Thomas heeft een vijftien jaar oudere broer, Johannes. Hij wordt gerekend tot de kloosterlingen van de eerste generatie van de Moderne Devotie en was betrokken bij de stichting in 1387 van het eerste klooster van de Windesheimer Congregatie in Windesheim, enkele kilometers ten zuiden van Zwolle.

In 1392 trekt de twaalfjarige Thomas vanuit zijn geboorteplaats naar het klooster te Windesheim. Zijn broer en medestichter van het Mariaklooster aldaar stuurt hem naar Deventer met een aanbevelingsbrief voor Florens Radewijnsz, een van Geert Grotes goede vrienden. In Deventer wordt Thomas opgenomen in het convict (kosthuis) voor arme scholieren (domus pauperum) onder de hoede van heer Florens, die als Thomas' mentor optreedt.

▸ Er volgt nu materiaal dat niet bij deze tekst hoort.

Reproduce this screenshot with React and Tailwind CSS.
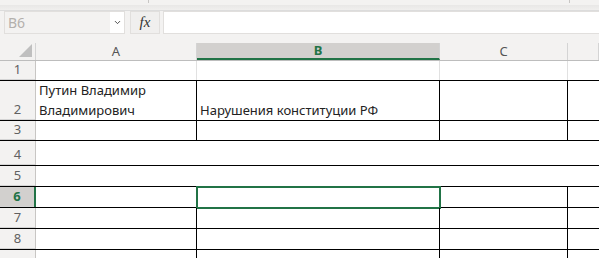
import { ChevronDown } from 'lucide-react'

const cols = [
  { id: 'A', w: 'w-[161px]' },
  { id: 'B', w: 'w-[243px]' },
  { id: 'C', w: 'w-[128px]' },
  { id: 'D', w: 'flex-1' },
]

// v: style of vertical lines inside the row
const rows = [
  { n: 1, h: 'h-[20px]', v: 'gray' },
  { n: 2, h: 'h-[40px]', v: 'black', cells: ['Путин Владимир\nВладимирович', 'Нарушения конституции РФ'] },
  { n: 3, h: 'h-[20px]', v: 'black' },
  { n: 4, h: 'h-[25px]', v: 'none' },
  { n: 5, h: 'h-[21px]', v: 'none' },
  { n: 6, h: 'h-[21px]', v: 'black', active: true },
  { n: 7, h: 'h-[21px]', v: 'black' },
  { n: 8, h: 'h-[21px]', v: 'black' },
  { n: 9, h: 'h-[21px]', v: 'black', last: true },
]

const vLine = {
  gray: 'border-r border-[#e1e1e1]',
  black: 'border-r border-black',
  none: '',
}

function FormulaBar() {
  return (
    <div className="bg-[#f3f2f1]">
      <div className="relative h-[5px]">
        <div className="absolute left-[148px] top-0 h-[3px] w-px bg-[#c8c6c4]" />
        <div className="absolute left-[569px] top-0 h-[3px] w-px bg-[#c8c6c4]" />
      </div>
      <div className="h-[6px] border-b border-[#dcdcdc] bg-gradient-to-b from-[#e8e7e6] to-[#f0efee]" />
      <div className="flex h-[23px] items-stretch">
        <div className="ml-[4px] flex w-[121px] border border-[#e1dfdd]">
          <div className="flex flex-1 items-center pl-[3px] text-[14px] text-[#b3b0ad]">B6</div>
          <div className="flex w-[14px] items-center justify-center bg-white">
            <ChevronDown size={9} strokeWidth={2.5} className="text-[#444]" />
          </div>
        </div>
        <div className="ml-[5px] flex w-[30px] items-center justify-center border border-[#e1dfdd] bg-[#f0efee] font-['Liberation_Serif',serif] text-[15px] italic text-[#333]">
          fx
        </div>
        <div className="ml-[3px] flex-1 border-y border-l border-[#e1dfdd] bg-white" />
      </div>
      <div className="h-[9px]" />
    </div>
  )
}

function Header() {
  return (
    <div className="flex h-[18px] border-b border-[#bdbdbd] bg-[#f3f2f1] text-[13px]">
      <div className="relative w-[36px] border-r border-[#d4d4d4]">
        <div className="absolute bottom-[3px] right-[3px] h-0 w-0 border-b-[13px] border-l-[13px] border-b-[#bfbfbf] border-l-transparent" />
      </div>
      {cols.map((c) =>
        c.id === 'B' ? (
          <div key={c.id} className={`${c.w} flex items-center justify-center border-b-2 border-r border-b-[#217346] border-r-[#d4d4d4] bg-[#d2d0ce] font-bold text-[#217346]`}>
            {c.id}
          </div>
        ) : (
          <div key={c.id} className={`${c.w} flex items-center justify-center border-r border-[#d4d4d4] text-[#555]`}>
            {c.id === 'D' ? '' : c.id}
          </div>
        )
      )}
    </div>
  )
}

function Row({ r }) {
  return (
    <div className={`flex ${r.h} ${r.last ? '' : 'border-b border-black'}`}>
      <div
        className={`flex w-[36px] shrink-0 items-end justify-center pb-[1px] text-[13px] ${
          r.active
            ? 'border-r-2 border-[#217346] bg-[#d2d0ce] font-bold text-[#217346]'
            : 'border-r border-[#c8c6c4] bg-[#f3f2f1] text-[#616161]'
        } ${r.last ? '' : 'shadow-[inset_0_-1px_0_#d4d4d4]'}`}
      >
        {r.last ? '' : r.n}
      </div>
      {cols.map((c, i) => (
        <div
          key={c.id}
          className={`relative ${c.w} ${c.id !== 'D' ? vLine[r.v] : ''} flex items-end whitespace-pre-line px-[3px] text-[13px] leading-[20px] text-[#222]`}
        >
          {r.cells?.[i]}
          {r.active && c.id === 'B' && (
            <div className="pointer-events-none absolute -bottom-[2px] -left-[1px] -right-[2px] -top-[1px] border-2 border-[#217346]" />
          )}
        </div>
      ))}
    </div>
  )
}

export default function App() {
  return (
    <div className="h-[258px] w-[599px] overflow-hidden bg-white font-['Noto_Sans',sans-serif]">
      <FormulaBar />
      <Header />
      {rows.map((r) => (
        <Row key={r.n} r={r} />
      ))}
    </div>
  )
}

In 1399, na zijn schoolloopbaan te hebben beëindigd, keert Thomas naar Windesheim terug en trekt verder naar Zwolle. Zijn broer Johannes is inmiddels benoemd tot prior van het nieuw gestichte klooster op de Agnietenberg. Thomas komt als jonge man aan bij de OLV kapel in Zwolle. Hij is dan 18 of 19 jaar oud. Hij meldt zich aan de kloosterpoort van het Agnietenklooster op de Nemelerberg vlak bij de Vecht, waar naar Deventer voorbeeld in 1386 vanuit de Praubstraat een fraterhuis was gesticht en onder de bescherming gesteld van Sint-Agnes. Thomas ontmoet hier voor de tweede keer zijn broer. Dit broederhuis werd in 1398 omgevormd tot een klooster van Reguliere kanunniken van Windesheim volgens de regel van Augustinus en dat behoorde tot de kloosterfederatie het Kapittel (Congregatie) van Windesheim. Tot eerste prior werd benoemd Johannes van Kempen. De communiteit gaat van 1429 tot1432 in vrijwillige ballingschap en wijkt dan uit naar Ludingakerke bij Franeker Oorzaak was de omstreden benoeming van de bisschop van Utrecht.